All of the listing below must be repeated word for word. Pictures are the only thing to omit.
Begin
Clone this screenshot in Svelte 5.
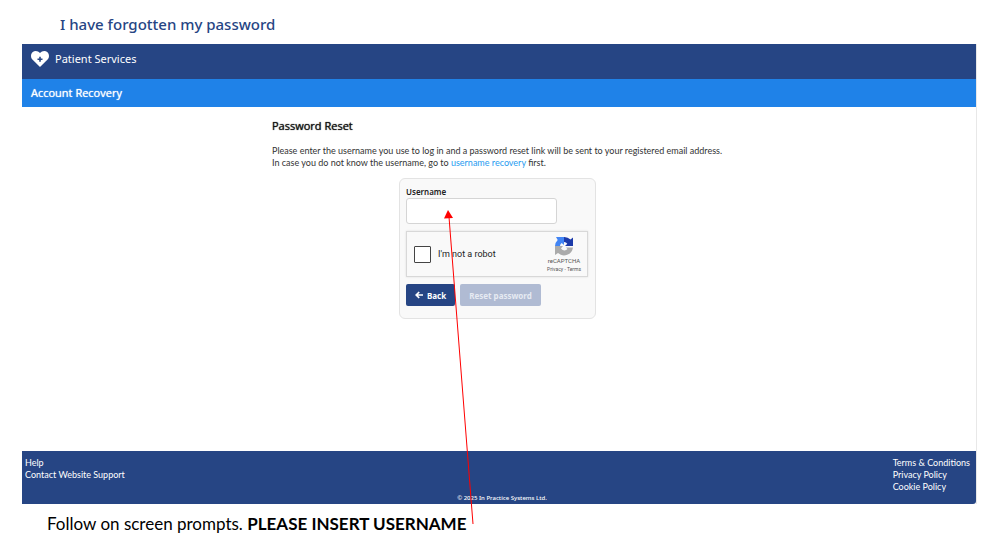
<script lang="ts">
    const leftLinks = ['Help', 'Contact Website Support'];
    const rightLinks = ['Terms & Conditions', 'Privacy Policy', 'Cookie Policy'];

    let username = $state('');
    let notRobot = $state(false);
</script>

<div class="guide">
    <h1>I have forgotten my password</h1>

    <div class="site">
        <header>
            <svg class="logo" viewBox="0 0 18 16" aria-hidden="true">
                <path
                    fill="#fff"
                    d="M9 16 1.4 8.6C-.5 6.600-.4 3 1.500 1.300 3.700-.6 7-.3 9 2.100 11-.3 14.300-.6 16.500 1.300 18.400 3 18.500 6.600 16.600 8.600Z"
                />
                <path fill="#264584" d="M8.200 5.700h1.600v1.700h1.700v1.600H9.800v1.700H8.200V9H6.500V7.400h1.700z" />
            </svg>
            <span>Patient Services</span>
        </header>
        <h2>Account Recovery</h2>

        <main>
            <div class="column">
                <h3>Password Reset</h3>
                <p>
                    Please enter the username you use to log in and a password reset link will be sent to your registered email address.<br />
                    In case you do not know the username, go to <a href="#recovery">username recovery</a> first.
                </p>

                <form onsubmit={(e) => e.preventDefault()}>
                    <label class="name" for="username">Username</label>
                    <div class="field">
                        <input id="username" type="text" bind:value={username} />
                        <svg class="arrow" viewBox="0 0 32 316" aria-hidden="true">
                            <path d="M5 7 29 314" stroke="#f00" fill="none" />
                            <path d="M4 0 0 8.500 9 8z" fill="#f00" />
                        </svg>
                    </div>

                    <div class="captcha">
                        <input id="robot" type="checkbox" bind:checked={notRobot} />
                        <label for="robot">I'm not a robot</label>
                        <div class="brand">
                            <svg viewBox="0 0 20 20" aria-hidden="true">
                                <path fill="#1c3aa9" d="M10 1a9 9 0 0 1 6.500 2.500L19 1.500V10h-8l2.300-2.300A4 4 0 0 0 10 6z" />
                                <path fill="#4285f4" d="M10 1v8L7.700 7A4 4 0 0 0 6 10H1a9 9 0 0 1 2.700-6L2 1h8z" />
                                <path fill="#ababab" d="M1 10h8l-2 2.500a4 4 0 0 0 6.500.5L12 11.500h7A9 9 0 0 1 4 17L1 19z" />
                            </svg>
                            <span class="re">reCAPTCHA</span>
                            <span class="terms"><a href="#privacy">Privacy</a> - <a href="#terms">Terms</a></span>
                        </div>
                    </div>

                    <div class="buttons">
                        <button type="button">
                            <svg viewBox="0 0 8 8" aria-hidden="true">
                                <path d="M4.200 1 1.200 4l3 3M1.200 4H8" fill="none" stroke="#fff" stroke-width="1.700" />
                            </svg>
                            Back
                        </button>
                        <button type="submit" disabled>Reset password</button>
                    </div>
                </form>
            </div>
        </main>

        <footer>
            <nav>
                <ul>
                    {#each leftLinks as link}
                        <li><a href="#footer">{link}</a></li>
                    {/each}
                </ul>
                <ul>
                    {#each rightLinks as link}
                        <li><a href="#footer">{link}</a></li>
                    {/each}
                </ul>
            </nav>
            <small>© 2025 In Practice Systems Ltd.</small>
        </footer>
    </div>

    <p class="caption">Follow on screen prompts. <strong>PLEASE INSERT USERNAME</strong></p>
</div>

<style>
    :global(body) {
        margin: 0;
        background: #fff;
    }

    .guide {
        box-sizing: border-box;
        padding: 0 29px 0 22px;
        font-family: 'Noto Sans', 'Open Sans', sans-serif;
        color: #333;
    }

    h1,
    h2,
    h3,
    p,
    ul {
        margin: 0;
        padding: 0;
    }

    h1 {
        padding: 12px 38px 8px;
        color: #264584;
        font-size: 15px;
        font-weight: 500;
        line-height: 24px;
    }

    .site {
        border-right: 1px solid #e8e8e8;
    }

    header {
        display: flex;
        box-sizing: border-box;
        height: 35px;
        padding: 7px 9px;
        gap: 6px;
        background: #264584;
        color: #fff;
        font-size: 11px;
        line-height: 16px;
    }

    .logo {
        width: 18px;
        height: 16px;
    }

    h2,
    h3 {
        font-family: 'Open Sans', sans-serif;
        font-size: 11px;
        font-weight: 400;
        text-shadow: 0 0 1px currentColor;
    }

    h2 {
        padding: 0 9px;
        background: #1f82e8;
        color: #fff;
        line-height: 28px;
    }

    main {
        box-sizing: border-box;
        min-height: 344px;
        padding: 10px 20px;
    }

    .column {
        max-width: 454px;
        margin: 0 auto;
    }

    h3 {
        margin-bottom: 10px;
        color: #111;
        line-height: 18px;
    }

    p,
    nav {
        font-family: Lato, 'Open Sans', sans-serif;
        font-size: 9px;
        line-height: 12px;
    }

    p a {
        color: #1f9bf0;
        text-decoration: none;
    }

    form {
        box-sizing: border-box;
        width: 197px;
        margin: 9px 0 0 127px;
        padding: 7px 7px 12px 6px;
        border: 1px solid #e3e3e3;
        border-radius: 6px;
        background: #f9f9f9;
    }

    .name {
        display: block;
        color: #222;
        font-size: 8px;
        font-weight: 600;
        line-height: 12px;
    }

    .field {
        position: relative;
        width: 151px;
    }

    .field input {
        display: block;
        box-sizing: border-box;
        width: 100%;
        height: 26px;
        padding: 0 6px;
        border: 1px solid #d5d5d5;
        border-radius: 3px;
        background: #fff;
    }

    .arrow {
        position: absolute;
        top: 12px;
        left: 38px;
        width: 32px;
        height: 316px;
        pointer-events: none;
    }

    .captcha {
        display: flex;
        box-sizing: border-box;
        align-items: center;
        height: 46px;
        margin: 7px 0;
        padding: 0 6px 0 7px;
        border: 1px solid #d8d8d8;
        background: #f9f9f9;
        box-shadow: 0 0 2px #ddd;
        color: #222;
        font-family: Roboto, sans-serif;
        font-size: 9px;
    }

    .captcha input {
        appearance: none;
        width: 17px;
        height: 17px;
        margin: 0 7px 0 0;
        border: 1px solid #444;
        border-radius: 1px;
        background: #fff;
    }

    .brand {
        display: flex;
        flex-direction: column;
        align-items: center;
        margin-left: auto;
        color: #555;
    }

    .brand svg {
        width: 20px;
        height: 20px;
    }

    .re {
        font-size: 6px;
        line-height: 10px;
    }

    .terms {
        font-size: 5px;
        line-height: 6px;
    }

    .terms a {
        color: inherit;
        text-decoration: none;
    }

    .buttons {
        display: flex;
        gap: 5px;
    }

    button {
        display: flex;
        align-items: center;
        height: 22px;
        padding: 0 9px;
        gap: 4px;
        border: 0;
        border-radius: 2px;
        background: #264584;
        color: #fff;
        font-family: inherit;
        font-size: 8px;
        font-weight: 700;
    }

    button svg {
        width: 8px;
        height: 8px;
    }

    button:disabled {
        background: #b0bbd3;
        color: #e6eaf2;
    }

    footer {
        box-sizing: border-box;
        min-height: 53px;
        padding: 6px 6px 0 3px;
        border-bottom-right-radius: 3px;
        background: #264584;
        color: #fff;
    }

    nav {
        display: flex;
        justify-content: space-between;
    }

    ul {
        list-style: none;
    }

    footer a {
        color: #fff;
        text-decoration: none;
    }

    small {
        display: block;
        padding-left: 9px;
        font-size: 6px;
        font-weight: 500;
        line-height: 11px;
        text-align: center;
    }

    .caption {
        padding: 8px 25px;
        color: #000;
        font-size: 17px;
        line-height: 24px;
    }
</style>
End
### Answer for the task
Clone this screenshot in Svelte 5.
<script lang="ts">
    const leftLinks = ['Help', 'Contact Website Support'];
    const rightLinks = ['Terms & Conditions', 'Privacy Policy', 'Cookie Policy'];

    let username = $state('');
    let notRobot = $state(false);
</script>

<div class="guide">
    <h1>I have forgotten my password</h1>

    <div class="site">
        <header>
            <svg class="logo" viewBox="0 0 18 16" aria-hidden="true">
                <path
                    fill="#fff"
                    d="M9 16 1.4 8.6C-.5 6.600-.4 3 1.500 1.300 3.700-.6 7-.3 9 2.100 11-.3 14.300-.6 16.500 1.300 18.400 3 18.500 6.600 16.600 8.600Z"
                />
                <path fill="#264584" d="M8.200 5.700h1.600v1.700h1.700v1.600H9.800v1.700H8.200V9H6.500V7.400h1.700z" />
            </svg>
            <span>Patient Services</span>
        </header>
        <h2>Account Recovery</h2>

        <main>
            <div class="column">
                <h3>Password Reset</h3>
                <p>
                    Please enter the username you use to log in and a password reset link will be sent to your registered email address.<br />
                    In case you do not know the username, go to <a href="#recovery">username recovery</a> first.
                </p>

                <form onsubmit={(e) => e.preventDefault()}>
                    <label class="name" for="username">Username</label>
                    <div class="field">
                        <input id="username" type="text" bind:value={username} />
                        <svg class="arrow" viewBox="0 0 32 316" aria-hidden="true">
                            <path d="M5 7 29 314" stroke="#f00" fill="none" />
                            <path d="M4 0 0 8.500 9 8z" fill="#f00" />
                        </svg>
                    </div>

                    <div class="captcha">
                        <input id="robot" type="checkbox" bind:checked={notRobot} />
                        <label for="robot">I'm not a robot</label>
                        <div class="brand">
                            <svg viewBox="0 0 20 20" aria-hidden="true">
                                <path fill="#1c3aa9" d="M10 1a9 9 0 0 1 6.500 2.500L19 1.500V10h-8l2.300-2.300A4 4 0 0 0 10 6z" />
                                <path fill="#4285f4" d="M10 1v8L7.700 7A4 4 0 0 0 6 10H1a9 9 0 0 1 2.700-6L2 1h8z" />
                                <path fill="#ababab" d="M1 10h8l-2 2.500a4 4 0 0 0 6.500.5L12 11.500h7A9 9 0 0 1 4 17L1 19z" />
                            </svg>
                            <span class="re">reCAPTCHA</span>
                            <span class="terms"><a href="#privacy">Privacy</a> - <a href="#terms">Terms</a></span>
                        </div>
                    </div>

                    <div class="buttons">
                        <button type="button">
                            <svg viewBox="0 0 8 8" aria-hidden="true">
                                <path d="M4.200 1 1.200 4l3 3M1.200 4H8" fill="none" stroke="#fff" stroke-width="1.700" />
                            </svg>
                            Back
                        </button>
                        <button type="submit" disabled>Reset password</button>
                    </div>
                </form>
            </div>
        </main>

        <footer>
            <nav>
                <ul>
                    {#each leftLinks as link}
                        <li><a href="#footer">{link}</a></li>
                    {/each}
                </ul>
                <ul>
                    {#each rightLinks as link}
                        <li><a href="#footer">{link}</a></li>
                    {/each}
                </ul>
            </nav>
            <small>© 2025 In Practice Systems Ltd.</small>
        </footer>
    </div>

    <p class="caption">Follow on screen prompts. <strong>PLEASE INSERT USERNAME</strong></p>
</div>

<style>
    :global(body) {
        margin: 0;
        background: #fff;
    }

    .guide {
        box-sizing: border-box;
        padding: 0 29px 0 22px;
        font-family: 'Noto Sans', 'Open Sans', sans-serif;
        color: #333;
    }

    h1,
    h2,
    h3,
    p,
    ul {
        margin: 0;
        padding: 0;
    }

    h1 {
        padding: 12px 38px 8px;
        color: #264584;
        font-size: 15px;
        font-weight: 500;
        line-height: 24px;
    }

    .site {
        border-right: 1px solid #e8e8e8;
    }

    header {
        display: flex;
        box-sizing: border-box;
        height: 35px;
        padding: 7px 9px;
        gap: 6px;
        background: #264584;
        color: #fff;
        font-size: 11px;
        line-height: 16px;
    }

    .logo {
        width: 18px;
        height: 16px;
    }

    h2,
    h3 {
        font-family: 'Open Sans', sans-serif;
        font-size: 11px;
        font-weight: 400;
        text-shadow: 0 0 1px currentColor;
    }

    h2 {
        padding: 0 9px;
        background: #1f82e8;
        color: #fff;
        line-height: 28px;
    }

    main {
        box-sizing: border-box;
        min-height: 344px;
        padding: 10px 20px;
    }

    .column {
        max-width: 454px;
        margin: 0 auto;
    }

    h3 {
        margin-bottom: 10px;
        color: #111;
        line-height: 18px;
    }

    p,
    nav {
        font-family: Lato, 'Open Sans', sans-serif;
        font-size: 9px;
        line-height: 12px;
    }

    p a {
        color: #1f9bf0;
        text-decoration: none;
    }

    form {
        box-sizing: border-box;
        width: 197px;
        margin: 9px 0 0 127px;
        padding: 7px 7px 12px 6px;
        border: 1px solid #e3e3e3;
        border-radius: 6px;
        background: #f9f9f9;
    }

    .name {
        display: block;
        color: #222;
        font-size: 8px;
        font-weight: 600;
        line-height: 12px;
    }

    .field {
        position: relative;
        width: 151px;
    }

    .field input {
        display: block;
        box-sizing: border-box;
        width: 100%;
        height: 26px;
        padding: 0 6px;
        border: 1px solid #d5d5d5;
        border-radius: 3px;
        background: #fff;
    }

    .arrow {
        position: absolute;
        top: 12px;
        left: 38px;
        width: 32px;
        height: 316px;
        pointer-events: none;
    }

    .captcha {
        display: flex;
        box-sizing: border-box;
        align-items: center;
        height: 46px;
        margin: 7px 0;
        padding: 0 6px 0 7px;
        border: 1px solid #d8d8d8;
        background: #f9f9f9;
        box-shadow: 0 0 2px #ddd;
        color: #222;
        font-family: Roboto, sans-serif;
        font-size: 9px;
    }

    .captcha input {
        appearance: none;
        width: 17px;
        height: 17px;
        margin: 0 7px 0 0;
        border: 1px solid #444;
        border-radius: 1px;
        background: #fff;
    }

    .brand {
        display: flex;
        flex-direction: column;
        align-items: center;
        margin-left: auto;
        color: #555;
    }

    .brand svg {
        width: 20px;
        height: 20px;
    }

    .re {
        font-size: 6px;
        line-height: 10px;
    }

    .terms {
        font-size: 5px;
        line-height: 6px;
    }

    .terms a {
        color: inherit;
        text-decoration: none;
    }

    .buttons {
        display: flex;
        gap: 5px;
    }

    button {
        display: flex;
        align-items: center;
        height: 22px;
        padding: 0 9px;
        gap: 4px;
        border: 0;
        border-radius: 2px;
        background: #264584;
        color: #fff;
        font-family: inherit;
        font-size: 8px;
        font-weight: 700;
    }

    button svg {
        width: 8px;
        height: 8px;
    }

    button:disabled {
        background: #b0bbd3;
        color: #e6eaf2;
    }

    footer {
        box-sizing: border-box;
        min-height: 53px;
        padding: 6px 6px 0 3px;
        border-bottom-right-radius: 3px;
        background: #264584;
        color: #fff;
    }

    nav {
        display: flex;
        justify-content: space-between;
    }

    ul {
        list-style: none;
    }

    footer a {
        color: #fff;
        text-decoration: none;
    }

    small {
        display: block;
        padding-left: 9px;
        font-size: 6px;
        font-weight: 500;
        line-height: 11px;
        text-align: center;
    }

    .caption {
        padding: 8px 25px;
        color: #000;
        font-size: 17px;
        line-height: 24px;
    }
</style>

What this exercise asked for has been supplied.